(PROBLEM DETAILS): Scan the data. Collect each line that contains the word "this".

** START **

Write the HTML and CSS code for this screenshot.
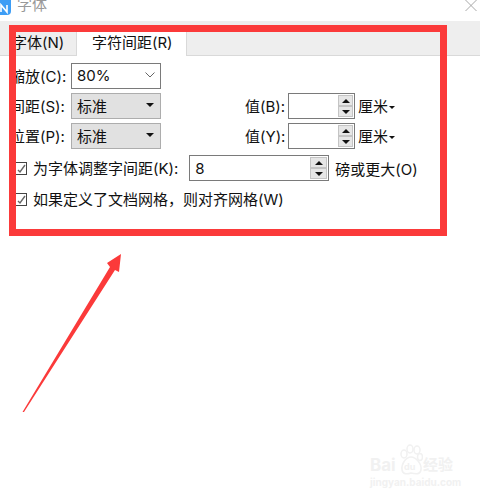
FILE: index.html
```html
<!DOCTYPE html>
<html lang="zh-CN">

<head>
    <meta charset="UTF-8">
    <meta name="viewport" content="width=device-width, initial-scale=1.0">
    <title>字体</title>
    <link rel="stylesheet" href="styles.css">
</head>

<body>
    <div class="titlebar">
        <div class="app-icon">
            <svg width="11" height="15" viewBox="0 0 11 15">
                <path d="M1 12 L1 5 L7 12 L7 5" stroke="white" stroke-width="1.6" fill="none" />
            </svg>
        </div>
        <div class="title">字体</div>
        <svg class="close" width="12" height="12" viewBox="0 0 12 12">
            <path d="M0.5 0 L11.5 11 M11.5 0 L0.5 11" stroke="#a8a8a8" stroke-width="1" fill="none" />
        </svg>
    </div>

    <div class="tabs">
        <div class="tab">字体(N)</div>
        <div class="tab active">字符间距(R)</div>
    </div>

    <div class="panel">
        <div class="row">
            <div class="label">缩放(C):</div>
            <div class="combo">
                <span>80%</span>
                <svg width="10" height="6" viewBox="0 0 10 6">
                    <path d="M0.5 0.5 L5 5 L9.5 0.5" stroke="#666" stroke-width="1" fill="none" />
                </svg>
            </div>
        </div>

        <div class="row">
            <div class="label">间距(S):</div>
            <div class="combo gray">
                <span>标准</span>
                <div class="caret"></div>
            </div>
            <div class="label value-label">值(B):</div>
            <div class="spin small">
                <div class="spin-btns">
                    <div class="spin-btn"><div class="up"></div></div>
                    <div class="spin-btn"><div class="down"></div></div>
                </div>
            </div>
            <div class="unit">厘米<div class="caret tiny"></div></div>
        </div>

        <div class="row">
            <div class="label">位置(P):</div>
            <div class="combo gray">
                <span>标准</span>
                <div class="caret"></div>
            </div>
            <div class="label value-label">值(Y):</div>
            <div class="spin small">
                <div class="spin-btns">
                    <div class="spin-btn"><div class="up"></div></div>
                    <div class="spin-btn"><div class="down"></div></div>
                </div>
            </div>
            <div class="unit">厘米<div class="caret tiny"></div></div>
        </div>

        <div class="row kerning">
            <div class="checkbox">
                <svg width="10" height="11" viewBox="0 0 10 11">
                    <path d="M2 7 L4 9 L9 2" stroke="#666" stroke-width="1.4" fill="none" />
                </svg>
            </div>
            <div class="check-text">为字体调整字间距(K):</div>
            <div class="spin wide">
                <span>8</span>
                <div class="spin-btns">
                    <div class="spin-btn"><div class="up"></div></div>
                    <div class="spin-btn"><div class="down"></div></div>
                </div>
            </div>
            <div class="after-spin">磅或更大(O)</div>
        </div>

        <div class="row grid-row">
            <div class="checkbox">
                <svg width="10" height="11" viewBox="0 0 10 11">
                    <path d="M2 7 L4 9 L9 2" stroke="#666" stroke-width="1.4" fill="none" />
                </svg>
            </div>
            <div class="check-text">如果定义了文档网格，则对齐网格(W)</div>
        </div>
    </div>

    <!-- red annotation drawn over the dialog -->
    <div class="red-box"></div>
    <svg class="arrow" width="480" height="498" viewBox="0 0 480 498">
        <polygon points="22.5,412 110,267 107,263 121,254 119,272 115,270 24,412" fill="#fb3a3a" />
    </svg>

    <div class="watermark">
        <div class="wm-top">
            <span class="wm-bai">Bai</span>
            <svg class="wm-paw" width="24" height="32" viewBox="0 0 24 32">
                <g fill="none" stroke="#f1f1f1" stroke-width="1.5">
                    <ellipse cx="5" cy="10" rx="3" ry="4" />
                    <ellipse cx="11" cy="5" rx="3" ry="4" />
                    <ellipse cx="18" cy="6" rx="3" ry="4" />
                    <ellipse cx="21" cy="13" rx="2.5" ry="3.5" />
                    <path d="M12 13 C7 13 2 20 3 26 C4 31 9 30 12 29 C16 30 21 31 22 26 C23 20 17 13 12 13 Z" />
                </g>
                <text x="5" y="26" class="wm-du">du</text>
            </svg>
            <span class="wm-jy">经验</span>
        </div>
        <div class="wm-url">jingyan.baidu.com</div>
    </div>
</body>

</html>
```

FILE: styles.css
```css
body {
    font-family: Inter, "Noto Sans CJK SC", sans-serif;
    font-size: 15px;
    color: #111;
    background: white;
    margin: 0;
    height: 498px;
    overflow: hidden;
}

.titlebar {
    display: flex;
    height: 21px;
    overflow: hidden;
}

.app-icon {
    width: 11px;
    height: 15px;
    background: #3d9df5;
    border-radius: 0 0 4px 0;
}

.title {
    margin-left: 6px;
    margin-top: -5px;
    color: #999;
    line-height: 20px;
}

.close {
    margin-left: auto;
    margin-right: 3px;
}

.tabs {
    display: flex;
    height: 35px;
    align-items: flex-end;
    box-sizing: border-box;
    background: #eeeeee;
    border-bottom: 1px solid #d9d9d9;
}

.tab {
    box-sizing: border-box;
    width: 76px;
    height: 24px;
    padding-left: 12px;
    line-height: 23px;
    white-space: nowrap;
}

.tab.active {
    width: 111px;
    height: 25px;
    margin-bottom: -1px;
    padding-left: 15px;
    background: white;
    border-left: 1px solid #d9d9d9;
    border-right: 1px solid #d9d9d9;
}

.panel {
    padding: 7px 0 0 10px;
}

.row {
    display: flex;
    align-items: center;
    height: 26px;
    margin-bottom: 4px;
}

.label {
    width: 61px;
    flex: none;
    padding-bottom: 2px;
    white-space: nowrap;
}

.value-label {
    width: 43px;
    margin-left: 84px;
}

.combo {
    box-sizing: border-box;
    display: flex;
    align-items: center;
    justify-content: space-between;
    width: 90px;
    height: 26px;
    padding: 0 5px 2px;
    border: 1px solid #7a7a7a;
}

.combo.gray {
    padding-right: 6px;
    background: #e1e1e1;
    border-color: #adadad;
}

.caret {
    width: 0;
    height: 0;
    border-left: 4px solid transparent;
    border-right: 4px solid transparent;
    border-top: 4px solid #111;
}

.caret.tiny {
    display: inline-block;
    margin-left: 1px;
    vertical-align: 3px;
    border-left-width: 3px;
    border-right-width: 3px;
    border-top-width: 3px;
}

.spin {
    box-sizing: border-box;
    display: flex;
    align-items: center;
    justify-content: space-between;
    height: 26px;
    padding: 0 1px 0 5px;
    border: 1px solid #7a7a7a;
}

.spin.small {
    width: 67px;
    justify-content: flex-end;
}

.spin.wide {
    width: 140px;
    margin-left: 11px;
}

.spin-btns {
    display: flex;
    flex-direction: column;
    width: 15px;
    height: 22px;
}

.spin.wide .spin-btns {
    width: 17px;
}

.spin-btn {
    box-sizing: border-box;
    display: flex;
    flex: 1;
    align-items: center;
    justify-content: center;
    background: #e6e6e6;
    border: 1px solid #c4c4c4;
}

.up,
.down {
    width: 0;
    height: 0;
    border-left: 4px solid transparent;
    border-right: 4px solid transparent;
}

.up {
    border-bottom: 4px solid #111;
}

.down {
    border-top: 4px solid #111;
}

.unit {
    margin-left: 3px;
    padding-bottom: 2px;
    white-space: nowrap;
}

.kerning {
    margin-top: 6px;
    margin-bottom: 5px;
}

.grid-row {
    height: 26px;
}

.checkbox {
    box-sizing: border-box;
    display: flex;
    align-items: center;
    justify-content: center;
    width: 12px;
    height: 13px;
    margin-left: 5px;
    border: 1px solid #444;
}

.check-text {
    margin-left: 6px;
    padding-bottom: 1px;
    white-space: nowrap;
}

.after-spin {
    margin-left: 6px;
    white-space: nowrap;
}

.red-box {
    position: absolute;
    left: 9px;
    top: 25px;
    width: 424px;
    height: 197px;
    border: 7px solid #fb3a3a;
}

.arrow {
    position: absolute;
    left: 0;
    top: 0;
}

.watermark {
    position: absolute;
    left: 370px;
    top: 444px;
    width: 84px;
    color: #f1f1f1;
}

.wm-top {
    display: flex;
    align-items: flex-end;
    height: 32px;
}

.wm-bai {
    width: 29px;
    font-size: 17px;
    font-weight: bold;
    line-height: 22px;
    white-space: nowrap;
}

.wm-du {
    font-size: 9px;
    font-weight: bold;
    fill: #f1f1f1;
}

.wm-jy {
    font-size: 15px;
    font-weight: bold;
    line-height: 22px;
    white-space: nowrap;
}

.wm-url {
    font-size: 10px;
    font-weight: bold;
    line-height: 13px;
    white-space: nowrap;
}
```
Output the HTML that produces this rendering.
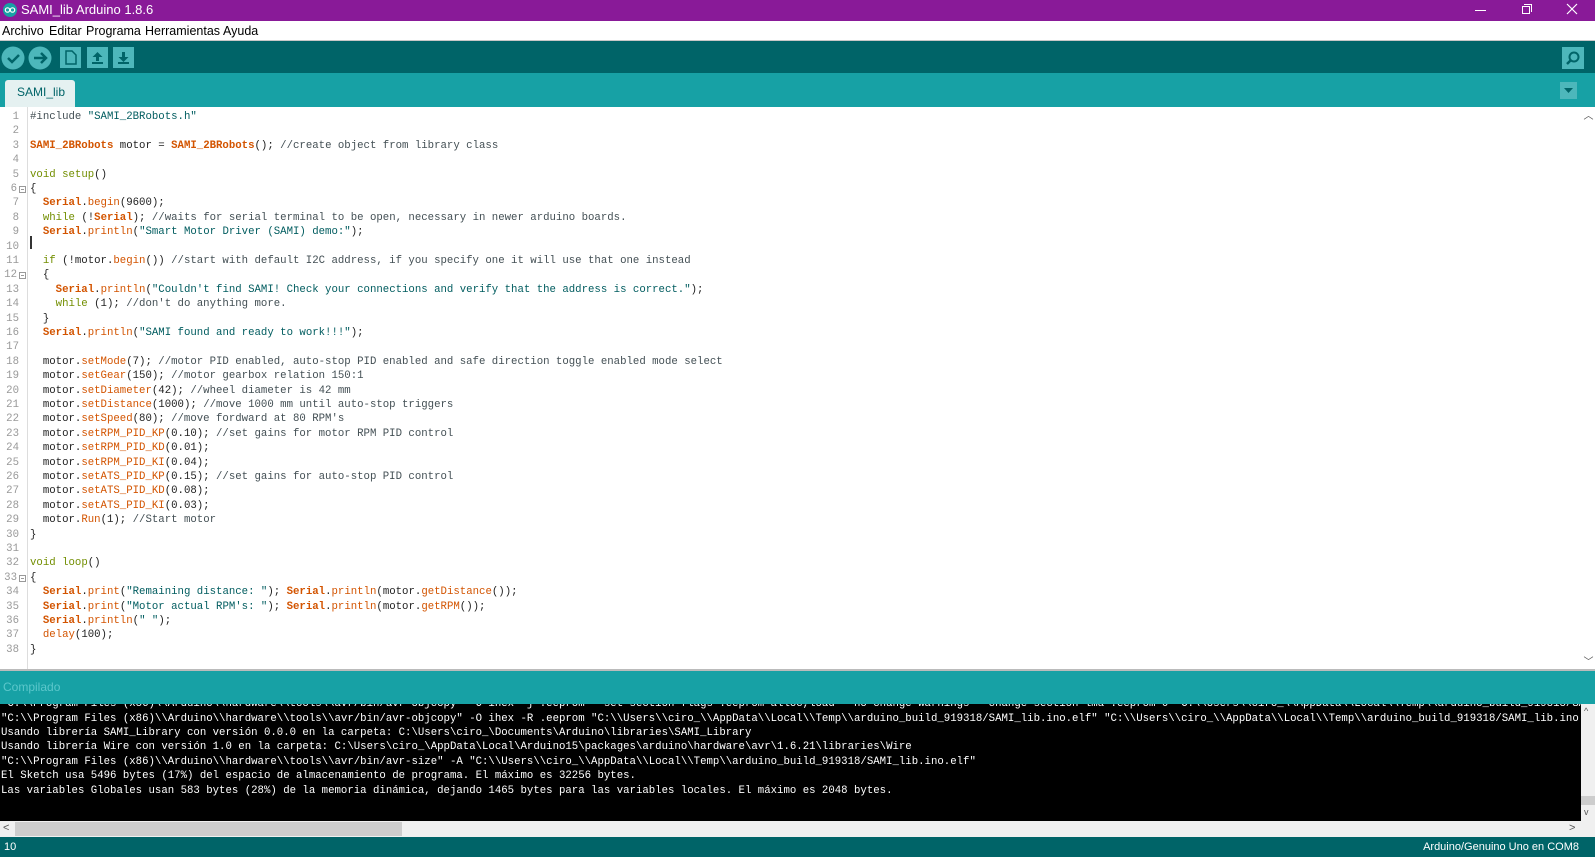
<!DOCTYPE html>
<html><head><meta charset="utf-8"><style>
*{margin:0;padding:0;box-sizing:border-box}
body{width:1595px;height:857px;overflow:hidden;background:#fff;font-family:"Liberation Sans",sans-serif;position:relative}
.a{position:absolute}
#title{left:0;top:0;width:1595px;height:21px;background:#891a98;color:#fff;font-size:13px}
#menu{left:0;top:21px;width:1595px;height:20px;background:#fff;font-size:12.5px;color:#000;border-bottom:1px solid #c8c8c8}
#tool{left:0;top:41px;width:1595px;height:32px;background:#006468}
#tabs{left:0;top:73px;width:1595px;height:34px;background:#17a1a5}
.code{font-family:"Liberation Mono",monospace;font-size:10.7px;white-space:pre;color:#222}
.ln{position:absolute;left:0;width:19px;text-align:right;color:#999;font-family:"Liberation Mono",monospace;font-size:10.7px}
.fb{position:absolute;left:19px;width:7px;height:7px;border:1px solid #999;margin-top:3px}
.fb:after{content:"";position:absolute;left:1px;top:2px;width:3px;height:1px;background:#999}
.cl{position:absolute;left:30px}
.f{color:#d35400}.b{color:#d35400;font-weight:bold}.k{color:#728e00}.s{color:#005c5f}.c{color:#434f54}
#con{left:0;top:704px;width:1581px;height:117px;background:#000;overflow:hidden}
.cc{position:absolute;left:1px;color:#fff;font-family:"Liberation Mono",monospace;font-size:10.7px;white-space:pre}
</style></head><body>
<div id="title" class="a">
<svg class="a" style="left:3px;top:3px" width="14" height="14"><circle cx="7" cy="7" r="7" fill="#17a1a5"/><circle cx="4.5" cy="7" r="2.2" fill="none" stroke="#fff" stroke-width="1.2"/><circle cx="9.5" cy="7" r="2.2" fill="none" stroke="#fff" stroke-width="1.2"/></svg>
<span class="a" style="left:21px;top:2px">SAMI_lib Arduino 1.8.6</span>
<div class="a" style="left:1475px;top:10px;width:11px;height:1px;background:#fff"></div>
<div class="a" style="left:1522px;top:6px;width:8px;height:8px;border:1px solid #fff"></div>
<div class="a" style="left:1524px;top:4px;width:8px;height:8px;border-top:1px solid #fff;border-right:1px solid #fff"></div>
<svg class="a" style="left:1566px;top:3px" width="12" height="12"><path d="M1 1L11 11M11 1L1 11" stroke="#fff" stroke-width="1.2"/></svg>
</div>
<div id="menu" class="a"><span class="a" style="left:2px;top:3px">Archivo</span><span class="a" style="left:49px;top:3px">Editar</span><span class="a" style="left:86px;top:3px">Programa</span><span class="a" style="left:145px;top:3px">Herramientas</span><span class="a" style="left:223px;top:3px">Ayuda</span></div>
<div id="tool" class="a">
<svg class="a" style="left:0;top:0" width="140" height="32">
<circle cx="13" cy="17" r="11.5" fill="#4db7bb"/><path d="M8 17l4 4 7-7" stroke="#006468" stroke-width="2.5" fill="none"/>
<circle cx="40" cy="17" r="11.5" fill="#4db7bb"/><path d="M34 17h11M41 12l5 5-5 5" stroke="#006468" stroke-width="2.5" fill="none"/>
<rect x="60" y="6" width="21" height="21" fill="#4db7bb"/><path d="M66 10h6l4 4v9h-10z" fill="none" stroke="#006468" stroke-width="1.5"/>
<rect x="87" y="6" width="21" height="21" fill="#4db7bb"/><path d="M97.5 11l-5 5h3.5v4h3v-4h3.5z" fill="#006468"/><rect x="92" y="21" width="11" height="2" fill="#006468"/>
<rect x="113" y="6" width="21" height="21" fill="#4db7bb"/><path d="M123.5 21l-5-5h3.5v-5h3v5h3.5z" fill="#006468"/><rect x="118" y="21" width="11" height="2" fill="#006468"/>
</svg>
<svg class="a" style="left:1562px;top:6px" width="22" height="22"><rect width="22" height="22" fill="#4db7bb"/><circle cx="12" cy="10" r="4.5" fill="none" stroke="#006468" stroke-width="2"/><path d="M9 13l-4 4" stroke="#006468" stroke-width="2.5"/></svg>
</div>
<div id="tabs" class="a">
<div class="a" style="left:5px;top:7px;width:70px;height:27px;background:#e5f1f1;border-radius:3px 3px 0 0;color:#006468;font-size:12px;padding:5px 0 0 12px">SAMI_lib</div>
<svg class="a" style="left:1560px;top:9px" width="17" height="17"><rect width="17" height="17" fill="#4db7bb"/><path d="M4 6h9l-4.5 5z" fill="#006468"/></svg>
</div>
<div class="a" style="left:0;top:107px;width:1595px;height:564px;background:#fff"></div>
<div class="a" style="left:1582px;top:107px;width:13px;height:564px;background:#fff;color:#555;font-size:10px;text-align:center">︿</div>
<div class="a" style="left:1582px;top:653px;width:13px;height:14px;color:#555;font-size:10px;text-align:center">﹀</div>
<div class="a code" style="left:0;top:111px;width:1580px;height:560px">
<div class="ln" style="top:0">1</div><div class="cl" style="top:0"><span class="c">#include</span> <span class="s">"SAMI_2BRobots.h"</span></div>
<div class="ln" style="top:14.4px">2</div>
<div class="ln" style="top:28.8px">3</div><div class="cl" style="top:28.8px"><span class="b">SAMI_2BRobots</span> motor = <span class="b">SAMI_2BRobots</span>(); <span class="c">//create object from library class</span></div>
<div class="ln" style="top:43.2px">4</div>
<div class="ln" style="top:57.6px">5</div><div class="cl" style="top:57.6px"><span class="k">void</span> <span class="k">setup</span>()</div>
<div class="ln" style="top:72px;width:17px">6</div><div class="fb" style="top:72px"></div><div class="cl" style="top:72px">{</div>
<div class="ln" style="top:86.4px">7</div><div class="cl" style="top:86.4px">  <span class="b">Serial</span>.<span class="f">begin</span>(9600);</div>
<div class="ln" style="top:100.8px">8</div><div class="cl" style="top:100.8px">  <span class="k">while</span> (!<span class="b">Serial</span>); <span class="c">//waits for serial terminal to be open, necessary in newer arduino boards.</span></div>
<div class="ln" style="top:115.2px">9</div><div class="cl" style="top:115.2px">  <span class="b">Serial</span>.<span class="f">println</span>(<span class="s">"Smart Motor Driver (SAMI) demo:"</span>);</div>
<div class="ln" style="top:129.6px">10</div><div class="a" style="left:30px;top:125px;width:2px;height:13px;background:#333"></div>
<div class="ln" style="top:144px">11</div><div class="cl" style="top:144px">  <span class="k">if</span> (!motor.<span class="f">begin</span>()) <span class="c">//start with default I2C address, if you specify one it will use that one instead</span></div>
<div class="ln" style="top:158.4px;width:17px">12</div><div class="fb" style="top:158.4px"></div><div class="cl" style="top:158.4px">  {</div>
<div class="ln" style="top:172.8px">13</div><div class="cl" style="top:172.8px">    <span class="b">Serial</span>.<span class="f">println</span>(<span class="s">"Couldn't find SAMI! Check your connections and verify that the address is correct."</span>);</div>
<div class="ln" style="top:187.2px">14</div><div class="cl" style="top:187.2px">    <span class="k">while</span> (1); <span class="c">//don't do anything more.</span></div>
<div class="ln" style="top:201.6px">15</div><div class="cl" style="top:201.6px">  }</div>
<div class="ln" style="top:216px">16</div><div class="cl" style="top:216px">  <span class="b">Serial</span>.<span class="f">println</span>(<span class="s">"SAMI found and ready to work!!!"</span>);</div>
<div class="ln" style="top:230.4px">17</div>
<div class="ln" style="top:244.8px">18</div><div class="cl" style="top:244.8px">  motor.<span class="f">setMode</span>(7); <span class="c">//motor PID enabled, auto-stop PID enabled and safe direction toggle enabled mode select</span></div>
<div class="ln" style="top:259.2px">19</div><div class="cl" style="top:259.2px">  motor.<span class="f">setGear</span>(150); <span class="c">//motor gearbox relation 150:1</span></div>
<div class="ln" style="top:273.6px">20</div><div class="cl" style="top:273.6px">  motor.<span class="f">setDiameter</span>(42); <span class="c">//wheel diameter is 42 mm</span></div>
<div class="ln" style="top:288px">21</div><div class="cl" style="top:288px">  motor.<span class="f">setDistance</span>(1000); <span class="c">//move 1000 mm until auto-stop triggers</span></div>
<div class="ln" style="top:302.4px">22</div><div class="cl" style="top:302.4px">  motor.<span class="f">setSpeed</span>(80); <span class="c">//move fordward at 80 RPM's</span></div>
<div class="ln" style="top:316.8px">23</div><div class="cl" style="top:316.8px">  motor.<span class="f">setRPM_PID_KP</span>(0.10); <span class="c">//set gains for motor RPM PID control</span></div>
<div class="ln" style="top:331.2px">24</div><div class="cl" style="top:331.2px">  motor.<span class="f">setRPM_PID_KD</span>(0.01);</div>
<div class="ln" style="top:345.6px">25</div><div class="cl" style="top:345.6px">  motor.<span class="f">setRPM_PID_KI</span>(0.04);</div>
<div class="ln" style="top:360px">26</div><div class="cl" style="top:360px">  motor.<span class="f">setATS_PID_KP</span>(0.15); <span class="c">//set gains for auto-stop PID control</span></div>
<div class="ln" style="top:374.4px">27</div><div class="cl" style="top:374.4px">  motor.<span class="f">setATS_PID_KD</span>(0.08);</div>
<div class="ln" style="top:388.8px">28</div><div class="cl" style="top:388.8px">  motor.<span class="f">setATS_PID_KI</span>(0.03);</div>
<div class="ln" style="top:403.2px">29</div><div class="cl" style="top:403.2px">  motor.<span class="f">Run</span>(1); <span class="c">//Start motor</span></div>
<div class="ln" style="top:417.6px">30</div><div class="cl" style="top:417.6px">}</div>
<div class="ln" style="top:432px">31</div>
<div class="ln" style="top:446.4px">32</div><div class="cl" style="top:446.4px"><span class="k">void</span> <span class="k">loop</span>()</div>
<div class="ln" style="top:460.8px;width:17px">33</div><div class="fb" style="top:460.8px"></div><div class="cl" style="top:460.8px">{</div>
<div class="ln" style="top:475.2px">34</div><div class="cl" style="top:475.2px">  <span class="b">Serial</span>.<span class="f">print</span>(<span class="s">"Remaining distance: "</span>); <span class="b">Serial</span>.<span class="f">println</span>(motor.<span class="f">getDistance</span>());</div>
<div class="ln" style="top:489.6px">35</div><div class="cl" style="top:489.6px">  <span class="b">Serial</span>.<span class="f">print</span>(<span class="s">"Motor actual RPM's: "</span>); <span class="b">Serial</span>.<span class="f">println</span>(motor.<span class="f">getRPM</span>());</div>
<div class="ln" style="top:504px">36</div><div class="cl" style="top:504px">  <span class="b">Serial</span>.<span class="f">println</span>(<span class="s">" "</span>);</div>
<div class="ln" style="top:518.4px">37</div><div class="cl" style="top:518.4px">  <span class="f">delay</span>(100);</div>
<div class="ln" style="top:532.8px">38</div><div class="cl" style="top:532.8px">}</div>
</div>
<div class="a" style="left:27px;top:107px;width:1px;height:564px;background:#ddd"></div>
<div class="a" style="left:0;top:669px;width:1595px;height:2px;background:#bbb"></div>
<div class="a" style="left:0;top:671px;width:1595px;height:33px;background:#17a1a5;font-size:12px"><span class="a" style="left:3px;top:9px;color:#5cc7cb">Compilado</span></div>
<div id="con" class="a">
<div class="cc" style="top:-6px">"C:\\Program Files (x86)\\Arduino\\hardware\\tools\\avr/bin/avr-objcopy" -O ihex -j .eeprom --set-section-flags=.eeprom=alloc,load --no-change-warnings --change-section-lma .eeprom=0 "C:\\Users\\ciro_\\AppData\\Local\\Temp\\arduino_build_919318/SA</div>
<div class="cc" style="top:8.5px">"C:\\Program Files (x86)\\Arduino\\hardware\\tools\\avr/bin/avr-objcopy" -O ihex -R .eeprom "C:\\Users\\ciro_\\AppData\\Local\\Temp\\arduino_build_919318/SAMI_lib.ino.elf" "C:\\Users\\ciro_\\AppData\\Local\\Temp\\arduino_build_919318/SAMI_lib.ino.</div>
<div class="cc" style="top:22.9px">Usando librería SAMI_Library con versión 0.0.0 en la carpeta: C:\Users\ciro_\Documents\Arduino\libraries\SAMI_Library</div>
<div class="cc" style="top:37.3px">Usando librería Wire con versión 1.0 en la carpeta: C:\Users\ciro_\AppData\Local\Arduino15\packages\arduino\hardware\avr\1.6.21\libraries\Wire</div>
<div class="cc" style="top:51.7px">"C:\\Program Files (x86)\\Arduino\\hardware\\tools\\avr/bin/avr-size" -A "C:\\Users\\ciro_\\AppData\\Local\\Temp\\arduino_build_919318/SAMI_lib.ino.elf"</div>
<div class="cc" style="top:66.1px">El Sketch usa 5496 bytes (17%) del espacio de almacenamiento de programa. El máximo es 32256 bytes.</div>
<div class="cc" style="top:80.5px">Las variables Globales usan 583 bytes (28%) de la memoria dinámica, dejando 1465 bytes para las variables locales. El máximo es 2048 bytes.</div>
</div>
<div class="a" style="left:1581px;top:704px;width:14px;height:117px;background:#f0f0f0"><div class="a" style="left:0;top:92px;width:14px;height:9px;background:#cdcdcd"></div><span class="a" style="left:3px;top:2px;font-size:9px;color:#555">^</span><span class="a" style="left:3px;top:103px;font-size:9px;color:#555">v</span></div>
<div class="a" style="left:0;top:821px;width:1595px;height:16px;background:#f0f0f0"><div class="a" style="left:15px;top:1px;width:387px;height:14px;background:#cdcdcd"></div><span class="a" style="left:3px;top:1px;font-size:11px;color:#555">&lt;</span><span class="a" style="left:1569px;top:1px;font-size:11px;color:#555">&gt;</span></div>
<div class="a" style="left:0;top:837px;width:1595px;height:20px;background:#006468;color:#fff;font-size:11px"><span class="a" style="left:4px;top:4px">10</span><span class="a" style="right:16px;top:4px">Arduino/Genuino Uno en COM8</span></div>
</body></html>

** END **

(EXERCISE OUTPUT):
Write the HTML and CSS code for this screenshot.
Output the HTML that produces this rendering.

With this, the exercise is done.